Weiterführend benutze ich dieses System in offen gefaltet (1999), für Violoncello solo. Die drei Temposchienen überlappen sich nun (Viertel=80-132, 60-96 und 40-72), das heißt, der Interpret erhält die Möglichkeit, ein schnelles Tempo langsamer zu spielen als ein langsames Tempo schnell sein kann, was theoretisch Schwachsinn ist, praktisch aber beinahe Grundlage jeglichen Musizierens ist. Dieses Vorgehen scheint mir eine geeignete Möglichkeit zu sein, sprachliche und musikalische Gesten einzufangen, und dem angenehm beruhigenden und alles umspannenden, aber nivellierenden Grundpulsieren zu entkommen.

 

Dieser kurze Exkurs zeigt aber auch den zu Beginn besprochenen Mechanismus auf, dass das Erlangen von „aufrichtiger“ Formulierung eines Gedankens im Vergleich zur menschlichen Sprache einem ganz anderen Gesetz (der Konstruktion) gehorcht. Mein persönliches Interesse liegt auch in der Erforschung des Phänomens, dass die menschliche Sprechartikulation immer etwas „Richtiges“ in sehr verschiedener Ausgestaltung hervorbringen kann.

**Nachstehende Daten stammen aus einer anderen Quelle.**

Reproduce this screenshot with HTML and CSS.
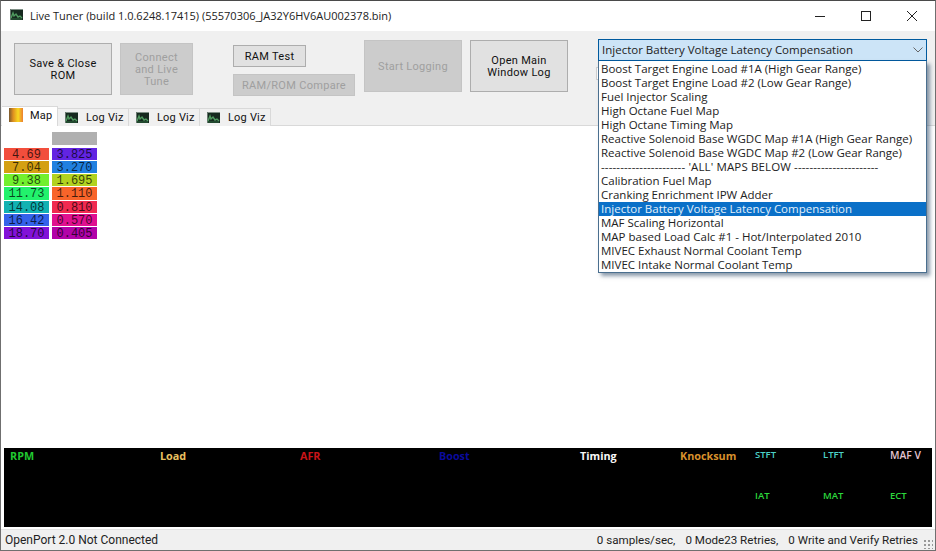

Achtung, ich berufe mich hier auf die „Richtigkeit“ der Artikulation und des Sprachflusses und nicht auf den Inhalt des Ausgesprochenen; interessant ist nicht, ob der Mensch glaubwürdig wirkt, sondern ob seine Sprechattitüde aufrichtig scheint. Die (im Vergleich zur musikalischen Praxis) nicht sehr zahlreichen Beispiele, in denen man bei einem in seiner Muttersprache sprechenden Menschen den Sprachduktus anzweifelt, sind deshalb für mich von sehr großem Interesse.